■ WHAT IS NEEDED: Write out the material exactly, leaving every picture behind.

■ RAW DATA:
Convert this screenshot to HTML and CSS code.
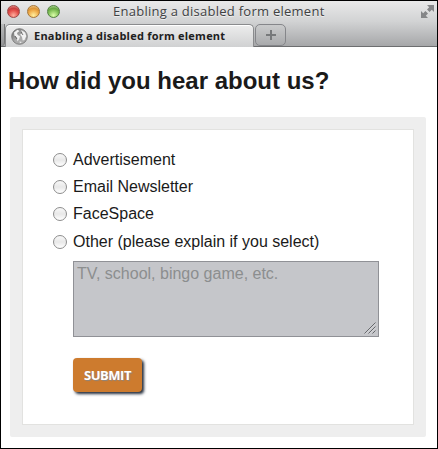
FILE: index.html
```html
<!DOCTYPE html>
<html lang="en">
<head>
<meta charset="utf-8">
<title>Enabling a disabled form element</title>
<link rel="stylesheet" href="styles.css">
</head>
<body>
<div class="window">
  <header class="chrome">
    <div class="titlebar">
      <div class="lights"><i class="light red"></i><i class="light yellow"></i><i class="light green"></i></div>
      <div class="title"><span>Enabling a disabled form element</span></div>
      <svg class="expand" width="15" height="15" viewBox="0 0 15 15"><path d="M7 1H14V8L11.8 5.8L9.6 8L7 5.4L9.2 3.2ZM1 7L3.2 9.2L5.4 7L8 9.6L5.8 11.8L8 14H1Z"/></svg>
    </div>
    <div class="tabs">
      <div class="edge"></div>
      <div class="tab">
        <svg class="globe" width="17" height="17" viewBox="0 0 17 17">
          <defs><linearGradient id="g" x1="0" y1="0" x2="1" y2="1"><stop offset="0" stop-color="#666"/><stop offset=".5" stop-color="#aaa"/><stop offset="1" stop-color="#aaa"/></linearGradient></defs>
          <circle cx="8.5" cy="8.5" r="7.8" fill="url(#g)" stroke="#777" stroke-width=".9"/>
          <path d="M3 4.5L6.5 1.8L8.5 3L6 5L6.7 7L9 8.2L8.2 11L6.5 13.5L5.7 9.5L3.4 7.5ZM10 2L14 4.5L15.3 8L13.5 12L11.7 12.5L11 9L9.2 6.5L11.5 5ZM8.5 13.5L11 14L9 15.3Z" fill="#f1f1f1"/>
          <path d="M4 8L6 11M10 4L12 7" stroke="#555" stroke-width=".8"/>
        </svg>
        <span>Enabling a disabled form element</span>
      </div>
      <div class="newtab"><svg width="12" height="12" viewBox="0 0 12 12"><path d="M6 1V11M1 6H11" stroke="#77797b" stroke-width="2"/></svg></div>
    </div>
  </header>
  <main>
    <h1>How did you hear about us?</h1>
    <form class="panel">
      <label class="choice"><input type="radio" name="source"><span>Advertisement</span></label>
      <label class="choice"><input type="radio" name="source"><span>Email Newsletter</span></label>
      <label class="choice"><input type="radio" name="source"><span>FaceSpace</span></label>
      <label class="choice"><input type="radio" name="source"><span>Other (please explain if you select)</span></label>
      <div class="field">
        <span>TV, school, bingo game, etc.</span>
        <svg class="grip" width="12" height="12" viewBox="0 0 12 12"><path d="M.5 11.5L11.5 .5M4.5 11.5L11.5 4.5M8.5 11.5L11.5 8.5" stroke="#66686c"/><path d="M1.7 11.7L11.7 1.7M5.7 11.7L11.7 5.7" stroke="#e4e4e6" stroke-width=".6"/></svg>
      </div>
      <button type="button" class="submit">SUBMIT</button>
    </form>
  </main>
</div>
</body>
</html>
```
FILE: styles.css
```css
* { box-sizing: border-box; }
body { margin: 0; background: #fff; font-family: "Liberation Sans", Arial, sans-serif; color: #1a1a1a; }
.window { width: 438px; height: 449px; border: 1px solid #000; overflow: hidden; }
.chrome { height: 46px; background: linear-gradient(#e9e9e9, #d2d3d4 45%, #a6a7a9); border-bottom: 1px solid #6d6e70; }
.titlebar { display: flex; height: 23px; justify-content: space-between; }
.lights { display: flex; gap: 7px; padding: 4px 0 0 6px; width: 66px; }
.light { width: 13px; height: 13px; border-radius: 50%; border: 1px solid; }
.red { background: radial-gradient(circle at 50% 85%, #ffb0a0, #e5524d 45%, #c83e3d 65%, #f3aaa5); border-color: #9c4a48; }
.yellow { background: radial-gradient(circle at 50% 85%, #fff0a0, #f0ae4d 45%, #dc9436 65%, #f8dcaa); border-color: #a67639; }
.green { background: radial-gradient(circle at 50% 85%, #dcffaa, #88c55e 45%, #68a844 65%, #c9e8b5); border-color: #527f42; }
.title { font: 13px/21px "Open Sans", sans-serif; letter-spacing: .26px; color: #404143; white-space: nowrap; width: 213px; margin-left: 46px; text-shadow: 0 1px #eee; }
.expand { margin: 3px 2px 0 auto; fill: #858688; }
.tabs { display: flex; height: 22px; }
.edge { width: 4px; height: 22px; background: linear-gradient(#b9babb, #929395); border-right: 1px solid #777; border-bottom-right-radius: 4px; }
.tab { display: flex; align-items: center; width: 249px; height: 23px; border: 1px solid #8a8b8d; border-width: 1px 1px 0; border-radius: 5px 5px 0 0; background: linear-gradient(#ededed, #d0d1d2); box-shadow: inset 0 1px #fff; padding-left: 5px; white-space: nowrap; font: bold 11px/20px "Open Sans", sans-serif; letter-spacing: .23px; color: #202020; }
.globe { margin-right: 6px; flex: none; }
.newtab { display: flex; align-items: center; justify-content: center; width: 31px; height: 22px; border: 1px solid #85868a; border-radius: 5px; background: linear-gradient(#cacbcc, #a9aaac); margin-left: 1px; }
main { padding: 19px 9px 0; }
h1 { font-size: 24px; line-height: 30px; margin: 0 0 21px -2px; white-space: nowrap; }
.panel { width: 416px; height: 320px; border: 12px solid #eee; border-radius: 2px; padding: 17px 0 0 30px; background: #fff; box-shadow: inset 0 0 0 1px #e2e2e0; }
.choice { display: flex; align-items: center; height: 27.3px; font-size: 16px; white-space: nowrap; }
.choice input { appearance: none; flex: none; width: 14px; height: 14px; margin: 0 6px 0 1px; border: 1px solid #8d8d8d; border-radius: 50%; background: linear-gradient(#f8f8f8, #e8e8e8 50%, #fff); }
.field { position: relative; width: 306px; height: 76px; margin: 6px 0 0 21px; border: 1px solid #909196; background: #c5c6ca; padding: 2px 3px; font-size: 16px; line-height: 20px; color: #8c8e8f; }
.grip { position: absolute; right: 2px; bottom: 2px; }
.submit { display: block; width: 69px; height: 34px; margin: 21px 0 0 21px; padding: 0; border: 0; border-radius: 4px; background: #cd7b2e; color: #fff; font: bold 13px/34px "Open Sans", sans-serif; letter-spacing: -.5px; text-align: center; text-shadow: 1px 1px 1px #8a8580; box-shadow: 2px 2px 3px #222b3a; }
```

■ RESULT FOR THIS EXERCISE:
Convert this screenshot to HTML and CSS code.
FILE: index.html
```html
<!DOCTYPE html>
<html lang="en">
<head>
<meta charset="utf-8">
<title>Enabling a disabled form element</title>
<link rel="stylesheet" href="styles.css">
</head>
<body>
<div class="window">
  <header class="chrome">
    <div class="titlebar">
      <div class="lights"><i class="light red"></i><i class="light yellow"></i><i class="light green"></i></div>
      <div class="title"><span>Enabling a disabled form element</span></div>
      <svg class="expand" width="15" height="15" viewBox="0 0 15 15"><path d="M7 1H14V8L11.8 5.8L9.6 8L7 5.4L9.2 3.2ZM1 7L3.2 9.2L5.4 7L8 9.6L5.8 11.8L8 14H1Z"/></svg>
    </div>
    <div class="tabs">
      <div class="edge"></div>
      <div class="tab">
        <svg class="globe" width="17" height="17" viewBox="0 0 17 17">
          <defs><linearGradient id="g" x1="0" y1="0" x2="1" y2="1"><stop offset="0" stop-color="#666"/><stop offset=".5" stop-color="#aaa"/><stop offset="1" stop-color="#aaa"/></linearGradient></defs>
          <circle cx="8.5" cy="8.5" r="7.8" fill="url(#g)" stroke="#777" stroke-width=".9"/>
          <path d="M3 4.5L6.5 1.8L8.5 3L6 5L6.7 7L9 8.2L8.2 11L6.5 13.5L5.7 9.5L3.4 7.5ZM10 2L14 4.5L15.3 8L13.5 12L11.7 12.5L11 9L9.2 6.5L11.5 5ZM8.5 13.5L11 14L9 15.3Z" fill="#f1f1f1"/>
          <path d="M4 8L6 11M10 4L12 7" stroke="#555" stroke-width=".8"/>
        </svg>
        <span>Enabling a disabled form element</span>
      </div>
      <div class="newtab"><svg width="12" height="12" viewBox="0 0 12 12"><path d="M6 1V11M1 6H11" stroke="#77797b" stroke-width="2"/></svg></div>
    </div>
  </header>
  <main>
    <h1>How did you hear about us?</h1>
    <form class="panel">
      <label class="choice"><input type="radio" name="source"><span>Advertisement</span></label>
      <label class="choice"><input type="radio" name="source"><span>Email Newsletter</span></label>
      <label class="choice"><input type="radio" name="source"><span>FaceSpace</span></label>
      <label class="choice"><input type="radio" name="source"><span>Other (please explain if you select)</span></label>
      <div class="field">
        <span>TV, school, bingo game, etc.</span>
        <svg class="grip" width="12" height="12" viewBox="0 0 12 12"><path d="M.5 11.5L11.5 .5M4.5 11.5L11.5 4.5M8.5 11.5L11.5 8.5" stroke="#66686c"/><path d="M1.7 11.7L11.7 1.7M5.7 11.7L11.7 5.7" stroke="#e4e4e6" stroke-width=".6"/></svg>
      </div>
      <button type="button" class="submit">SUBMIT</button>
    </form>
  </main>
</div>
</body>
</html>
```
FILE: styles.css
```css
* { box-sizing: border-box; }
body { margin: 0; background: #fff; font-family: "Liberation Sans", Arial, sans-serif; color: #1a1a1a; }
.window { width: 438px; height: 449px; border: 1px solid #000; overflow: hidden; }
.chrome { height: 46px; background: linear-gradient(#e9e9e9, #d2d3d4 45%, #a6a7a9); border-bottom: 1px solid #6d6e70; }
.titlebar { display: flex; height: 23px; justify-content: space-between; }
.lights { display: flex; gap: 7px; padding: 4px 0 0 6px; width: 66px; }
.light { width: 13px; height: 13px; border-radius: 50%; border: 1px solid; }
.red { background: radial-gradient(circle at 50% 85%, #ffb0a0, #e5524d 45%, #c83e3d 65%, #f3aaa5); border-color: #9c4a48; }
.yellow { background: radial-gradient(circle at 50% 85%, #fff0a0, #f0ae4d 45%, #dc9436 65%, #f8dcaa); border-color: #a67639; }
.green { background: radial-gradient(circle at 50% 85%, #dcffaa, #88c55e 45%, #68a844 65%, #c9e8b5); border-color: #527f42; }
.title { font: 13px/21px "Open Sans", sans-serif; letter-spacing: .26px; color: #404143; white-space: nowrap; width: 213px; margin-left: 46px; text-shadow: 0 1px #eee; }
.expand { margin: 3px 2px 0 auto; fill: #858688; }
.tabs { display: flex; height: 22px; }
.edge { width: 4px; height: 22px; background: linear-gradient(#b9babb, #929395); border-right: 1px solid #777; border-bottom-right-radius: 4px; }
.tab { display: flex; align-items: center; width: 249px; height: 23px; border: 1px solid #8a8b8d; border-width: 1px 1px 0; border-radius: 5px 5px 0 0; background: linear-gradient(#ededed, #d0d1d2); box-shadow: inset 0 1px #fff; padding-left: 5px; white-space: nowrap; font: bold 11px/20px "Open Sans", sans-serif; letter-spacing: .23px; color: #202020; }
.globe { margin-right: 6px; flex: none; }
.newtab { display: flex; align-items: center; justify-content: center; width: 31px; height: 22px; border: 1px solid #85868a; border-radius: 5px; background: linear-gradient(#cacbcc, #a9aaac); margin-left: 1px; }
main { padding: 19px 9px 0; }
h1 { font-size: 24px; line-height: 30px; margin: 0 0 21px -2px; white-space: nowrap; }
.panel { width: 416px; height: 320px; border: 12px solid #eee; border-radius: 2px; padding: 17px 0 0 30px; background: #fff; box-shadow: inset 0 0 0 1px #e2e2e0; }
.choice { display: flex; align-items: center; height: 27.3px; font-size: 16px; white-space: nowrap; }
.choice input { appearance: none; flex: none; width: 14px; height: 14px; margin: 0 6px 0 1px; border: 1px solid #8d8d8d; border-radius: 50%; background: linear-gradient(#f8f8f8, #e8e8e8 50%, #fff); }
.field { position: relative; width: 306px; height: 76px; margin: 6px 0 0 21px; border: 1px solid #909196; background: #c5c6ca; padding: 2px 3px; font-size: 16px; line-height: 20px; color: #8c8e8f; }
.grip { position: absolute; right: 2px; bottom: 2px; }
.submit { display: block; width: 69px; height: 34px; margin: 21px 0 0 21px; padding: 0; border: 0; border-radius: 4px; background: #cd7b2e; color: #fff; font: bold 13px/34px "Open Sans", sans-serif; letter-spacing: -.5px; text-align: center; text-shadow: 1px 1px 1px #8a8580; box-shadow: 2px 2px 3px #222b3a; }
```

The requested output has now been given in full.